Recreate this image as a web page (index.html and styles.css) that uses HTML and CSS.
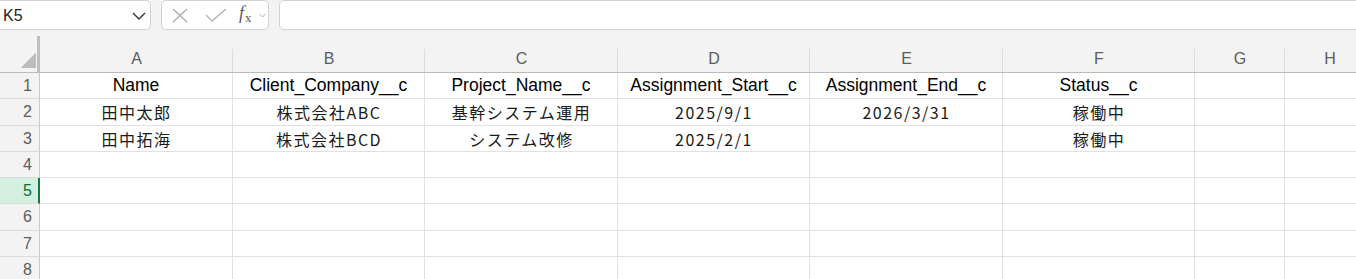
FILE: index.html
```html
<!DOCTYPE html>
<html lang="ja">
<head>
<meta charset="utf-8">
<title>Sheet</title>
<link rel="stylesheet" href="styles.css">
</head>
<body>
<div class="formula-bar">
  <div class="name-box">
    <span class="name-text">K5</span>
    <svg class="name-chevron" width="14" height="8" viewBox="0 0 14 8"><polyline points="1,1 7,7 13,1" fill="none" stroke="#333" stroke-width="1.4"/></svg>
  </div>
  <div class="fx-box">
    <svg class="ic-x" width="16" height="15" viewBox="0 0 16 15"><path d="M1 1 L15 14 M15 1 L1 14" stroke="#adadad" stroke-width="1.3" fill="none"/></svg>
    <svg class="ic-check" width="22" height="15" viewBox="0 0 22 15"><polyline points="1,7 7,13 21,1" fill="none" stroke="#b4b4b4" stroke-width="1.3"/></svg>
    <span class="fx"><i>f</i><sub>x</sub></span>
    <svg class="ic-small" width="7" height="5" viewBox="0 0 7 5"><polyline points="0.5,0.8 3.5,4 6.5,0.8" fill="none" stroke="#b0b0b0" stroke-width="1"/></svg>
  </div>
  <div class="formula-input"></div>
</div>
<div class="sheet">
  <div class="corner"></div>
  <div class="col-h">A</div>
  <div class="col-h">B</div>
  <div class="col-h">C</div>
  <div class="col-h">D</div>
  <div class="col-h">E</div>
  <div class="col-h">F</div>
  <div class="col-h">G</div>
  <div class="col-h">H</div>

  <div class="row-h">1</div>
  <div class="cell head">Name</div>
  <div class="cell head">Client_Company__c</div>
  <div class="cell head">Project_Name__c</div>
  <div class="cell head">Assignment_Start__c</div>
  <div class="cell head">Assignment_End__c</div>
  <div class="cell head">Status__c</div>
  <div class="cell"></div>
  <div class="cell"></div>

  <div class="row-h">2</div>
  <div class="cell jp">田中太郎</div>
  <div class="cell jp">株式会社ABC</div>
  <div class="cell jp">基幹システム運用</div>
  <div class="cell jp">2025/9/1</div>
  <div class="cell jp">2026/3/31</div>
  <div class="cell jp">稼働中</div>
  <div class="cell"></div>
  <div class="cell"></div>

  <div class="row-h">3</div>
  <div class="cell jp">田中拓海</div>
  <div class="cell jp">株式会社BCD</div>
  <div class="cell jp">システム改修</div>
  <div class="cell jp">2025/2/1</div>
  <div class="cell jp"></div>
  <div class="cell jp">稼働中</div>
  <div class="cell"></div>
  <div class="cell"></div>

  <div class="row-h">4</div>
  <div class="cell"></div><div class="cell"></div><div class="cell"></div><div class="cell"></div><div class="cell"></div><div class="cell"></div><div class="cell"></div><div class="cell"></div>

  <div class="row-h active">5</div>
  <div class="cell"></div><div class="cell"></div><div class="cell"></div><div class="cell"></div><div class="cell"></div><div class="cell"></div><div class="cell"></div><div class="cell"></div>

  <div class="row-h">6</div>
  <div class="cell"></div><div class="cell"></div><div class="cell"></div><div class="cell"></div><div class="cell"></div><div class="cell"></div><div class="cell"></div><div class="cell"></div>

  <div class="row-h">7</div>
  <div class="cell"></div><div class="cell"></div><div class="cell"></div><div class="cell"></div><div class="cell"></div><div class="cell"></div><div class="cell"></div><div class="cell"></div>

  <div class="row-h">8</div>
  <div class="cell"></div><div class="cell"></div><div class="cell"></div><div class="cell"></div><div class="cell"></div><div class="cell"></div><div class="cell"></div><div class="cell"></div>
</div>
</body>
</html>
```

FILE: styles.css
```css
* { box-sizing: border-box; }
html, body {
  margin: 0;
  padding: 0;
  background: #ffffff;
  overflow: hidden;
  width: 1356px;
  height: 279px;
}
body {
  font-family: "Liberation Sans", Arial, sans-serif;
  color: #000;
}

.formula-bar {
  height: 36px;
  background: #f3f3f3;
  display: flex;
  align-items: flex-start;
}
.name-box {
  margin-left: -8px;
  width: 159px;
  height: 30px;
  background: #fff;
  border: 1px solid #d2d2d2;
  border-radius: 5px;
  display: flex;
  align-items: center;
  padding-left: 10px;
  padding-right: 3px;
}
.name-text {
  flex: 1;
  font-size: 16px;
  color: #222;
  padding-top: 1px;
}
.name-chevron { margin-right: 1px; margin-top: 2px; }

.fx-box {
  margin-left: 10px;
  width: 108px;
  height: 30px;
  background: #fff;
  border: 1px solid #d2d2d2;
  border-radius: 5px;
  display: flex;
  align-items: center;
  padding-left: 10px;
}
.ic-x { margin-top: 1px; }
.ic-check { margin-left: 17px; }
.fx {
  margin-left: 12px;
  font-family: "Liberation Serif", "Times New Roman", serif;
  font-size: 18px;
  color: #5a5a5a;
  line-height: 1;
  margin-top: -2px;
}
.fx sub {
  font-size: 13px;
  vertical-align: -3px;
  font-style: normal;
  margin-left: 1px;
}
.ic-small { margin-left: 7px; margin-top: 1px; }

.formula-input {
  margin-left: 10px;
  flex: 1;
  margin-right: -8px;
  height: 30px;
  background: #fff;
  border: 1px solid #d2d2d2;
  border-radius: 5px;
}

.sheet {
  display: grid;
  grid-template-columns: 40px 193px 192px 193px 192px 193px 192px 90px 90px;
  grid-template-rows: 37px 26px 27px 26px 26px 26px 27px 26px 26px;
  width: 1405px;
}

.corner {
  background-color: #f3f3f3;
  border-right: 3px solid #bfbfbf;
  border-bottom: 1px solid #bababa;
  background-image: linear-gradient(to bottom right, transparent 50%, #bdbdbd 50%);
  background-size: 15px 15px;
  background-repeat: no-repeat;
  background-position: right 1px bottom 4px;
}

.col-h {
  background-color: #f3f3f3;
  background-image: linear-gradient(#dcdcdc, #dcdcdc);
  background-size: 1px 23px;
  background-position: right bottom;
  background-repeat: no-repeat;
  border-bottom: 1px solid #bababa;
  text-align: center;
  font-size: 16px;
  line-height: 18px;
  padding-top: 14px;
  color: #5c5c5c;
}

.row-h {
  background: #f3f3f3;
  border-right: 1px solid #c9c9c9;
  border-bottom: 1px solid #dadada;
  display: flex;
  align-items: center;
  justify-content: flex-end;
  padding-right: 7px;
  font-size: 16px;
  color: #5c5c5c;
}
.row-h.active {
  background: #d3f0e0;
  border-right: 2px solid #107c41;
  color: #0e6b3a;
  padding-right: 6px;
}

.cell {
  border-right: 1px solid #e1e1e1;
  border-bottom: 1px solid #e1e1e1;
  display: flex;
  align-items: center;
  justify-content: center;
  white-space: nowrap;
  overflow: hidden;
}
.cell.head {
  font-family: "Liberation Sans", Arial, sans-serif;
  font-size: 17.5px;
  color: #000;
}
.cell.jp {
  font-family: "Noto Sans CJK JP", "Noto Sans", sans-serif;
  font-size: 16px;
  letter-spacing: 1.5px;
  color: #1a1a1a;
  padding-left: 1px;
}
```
_ _ _ _
**TASK DETAILS**: Quote all the lines above exactly as given. Do not include the pictures.

**WRITTEN SOLUTION**:
Recreate this image as a web page (index.html and styles.css) that uses HTML and CSS.
FILE: index.html
```html
<!DOCTYPE html>
<html lang="ja">
<head>
<meta charset="utf-8">
<title>Sheet</title>
<link rel="stylesheet" href="styles.css">
</head>
<body>
<div class="formula-bar">
  <div class="name-box">
    <span class="name-text">K5</span>
    <svg class="name-chevron" width="14" height="8" viewBox="0 0 14 8"><polyline points="1,1 7,7 13,1" fill="none" stroke="#333" stroke-width="1.4"/></svg>
  </div>
  <div class="fx-box">
    <svg class="ic-x" width="16" height="15" viewBox="0 0 16 15"><path d="M1 1 L15 14 M15 1 L1 14" stroke="#adadad" stroke-width="1.3" fill="none"/></svg>
    <svg class="ic-check" width="22" height="15" viewBox="0 0 22 15"><polyline points="1,7 7,13 21,1" fill="none" stroke="#b4b4b4" stroke-width="1.3"/></svg>
    <span class="fx"><i>f</i><sub>x</sub></span>
    <svg class="ic-small" width="7" height="5" viewBox="0 0 7 5"><polyline points="0.5,0.8 3.5,4 6.5,0.8" fill="none" stroke="#b0b0b0" stroke-width="1"/></svg>
  </div>
  <div class="formula-input"></div>
</div>
<div class="sheet">
  <div class="corner"></div>
  <div class="col-h">A</div>
  <div class="col-h">B</div>
  <div class="col-h">C</div>
  <div class="col-h">D</div>
  <div class="col-h">E</div>
  <div class="col-h">F</div>
  <div class="col-h">G</div>
  <div class="col-h">H</div>

  <div class="row-h">1</div>
  <div class="cell head">Name</div>
  <div class="cell head">Client_Company__c</div>
  <div class="cell head">Project_Name__c</div>
  <div class="cell head">Assignment_Start__c</div>
  <div class="cell head">Assignment_End__c</div>
  <div class="cell head">Status__c</div>
  <div class="cell"></div>
  <div class="cell"></div>

  <div class="row-h">2</div>
  <div class="cell jp">田中太郎</div>
  <div class="cell jp">株式会社ABC</div>
  <div class="cell jp">基幹システム運用</div>
  <div class="cell jp">2025/9/1</div>
  <div class="cell jp">2026/3/31</div>
  <div class="cell jp">稼働中</div>
  <div class="cell"></div>
  <div class="cell"></div>

  <div class="row-h">3</div>
  <div class="cell jp">田中拓海</div>
  <div class="cell jp">株式会社BCD</div>
  <div class="cell jp">システム改修</div>
  <div class="cell jp">2025/2/1</div>
  <div class="cell jp"></div>
  <div class="cell jp">稼働中</div>
  <div class="cell"></div>
  <div class="cell"></div>

  <div class="row-h">4</div>
  <div class="cell"></div><div class="cell"></div><div class="cell"></div><div class="cell"></div><div class="cell"></div><div class="cell"></div><div class="cell"></div><div class="cell"></div>

  <div class="row-h active">5</div>
  <div class="cell"></div><div class="cell"></div><div class="cell"></div><div class="cell"></div><div class="cell"></div><div class="cell"></div><div class="cell"></div><div class="cell"></div>

  <div class="row-h">6</div>
  <div class="cell"></div><div class="cell"></div><div class="cell"></div><div class="cell"></div><div class="cell"></div><div class="cell"></div><div class="cell"></div><div class="cell"></div>

  <div class="row-h">7</div>
  <div class="cell"></div><div class="cell"></div><div class="cell"></div><div class="cell"></div><div class="cell"></div><div class="cell"></div><div class="cell"></div><div class="cell"></div>

  <div class="row-h">8</div>
  <div class="cell"></div><div class="cell"></div><div class="cell"></div><div class="cell"></div><div class="cell"></div><div class="cell"></div><div class="cell"></div><div class="cell"></div>
</div>
</body>
</html>
```

FILE: styles.css
```css
* { box-sizing: border-box; }
html, body {
  margin: 0;
  padding: 0;
  background: #ffffff;
  overflow: hidden;
  width: 1356px;
  height: 279px;
}
body {
  font-family: "Liberation Sans", Arial, sans-serif;
  color: #000;
}

.formula-bar {
  height: 36px;
  background: #f3f3f3;
  display: flex;
  align-items: flex-start;
}
.name-box {
  margin-left: -8px;
  width: 159px;
  height: 30px;
  background: #fff;
  border: 1px solid #d2d2d2;
  border-radius: 5px;
  display: flex;
  align-items: center;
  padding-left: 10px;
  padding-right: 3px;
}
.name-text {
  flex: 1;
  font-size: 16px;
  color: #222;
  padding-top: 1px;
}
.name-chevron { margin-right: 1px; margin-top: 2px; }

.fx-box {
  margin-left: 10px;
  width: 108px;
  height: 30px;
  background: #fff;
  border: 1px solid #d2d2d2;
  border-radius: 5px;
  display: flex;
  align-items: center;
  padding-left: 10px;
}
.ic-x { margin-top: 1px; }
.ic-check { margin-left: 17px; }
.fx {
  margin-left: 12px;
  font-family: "Liberation Serif", "Times New Roman", serif;
  font-size: 18px;
  color: #5a5a5a;
  line-height: 1;
  margin-top: -2px;
}
.fx sub {
  font-size: 13px;
  vertical-align: -3px;
  font-style: normal;
  margin-left: 1px;
}
.ic-small { margin-left: 7px; margin-top: 1px; }

.formula-input {
  margin-left: 10px;
  flex: 1;
  margin-right: -8px;
  height: 30px;
  background: #fff;
  border: 1px solid #d2d2d2;
  border-radius: 5px;
}

.sheet {
  display: grid;
  grid-template-columns: 40px 193px 192px 193px 192px 193px 192px 90px 90px;
  grid-template-rows: 37px 26px 27px 26px 26px 26px 27px 26px 26px;
  width: 1405px;
}

.corner {
  background-color: #f3f3f3;
  border-right: 3px solid #bfbfbf;
  border-bottom: 1px solid #bababa;
  background-image: linear-gradient(to bottom right, transparent 50%, #bdbdbd 50%);
  background-size: 15px 15px;
  background-repeat: no-repeat;
  background-position: right 1px bottom 4px;
}

.col-h {
  background-color: #f3f3f3;
  background-image: linear-gradient(#dcdcdc, #dcdcdc);
  background-size: 1px 23px;
  background-position: right bottom;
  background-repeat: no-repeat;
  border-bottom: 1px solid #bababa;
  text-align: center;
  font-size: 16px;
  line-height: 18px;
  padding-top: 14px;
  color: #5c5c5c;
}

.row-h {
  background: #f3f3f3;
  border-right: 1px solid #c9c9c9;
  border-bottom: 1px solid #dadada;
  display: flex;
  align-items: center;
  justify-content: flex-end;
  padding-right: 7px;
  font-size: 16px;
  color: #5c5c5c;
}
.row-h.active {
  background: #d3f0e0;
  border-right: 2px solid #107c41;
  color: #0e6b3a;
  padding-right: 6px;
}

.cell {
  border-right: 1px solid #e1e1e1;
  border-bottom: 1px solid #e1e1e1;
  display: flex;
  align-items: center;
  justify-content: center;
  white-space: nowrap;
  overflow: hidden;
}
.cell.head {
  font-family: "Liberation Sans", Arial, sans-serif;
  font-size: 17.5px;
  color: #000;
}
.cell.jp {
  font-family: "Noto Sans CJK JP", "Noto Sans", sans-serif;
  font-size: 16px;
  letter-spacing: 1.5px;
  color: #1a1a1a;
  padding-left: 1px;
}
```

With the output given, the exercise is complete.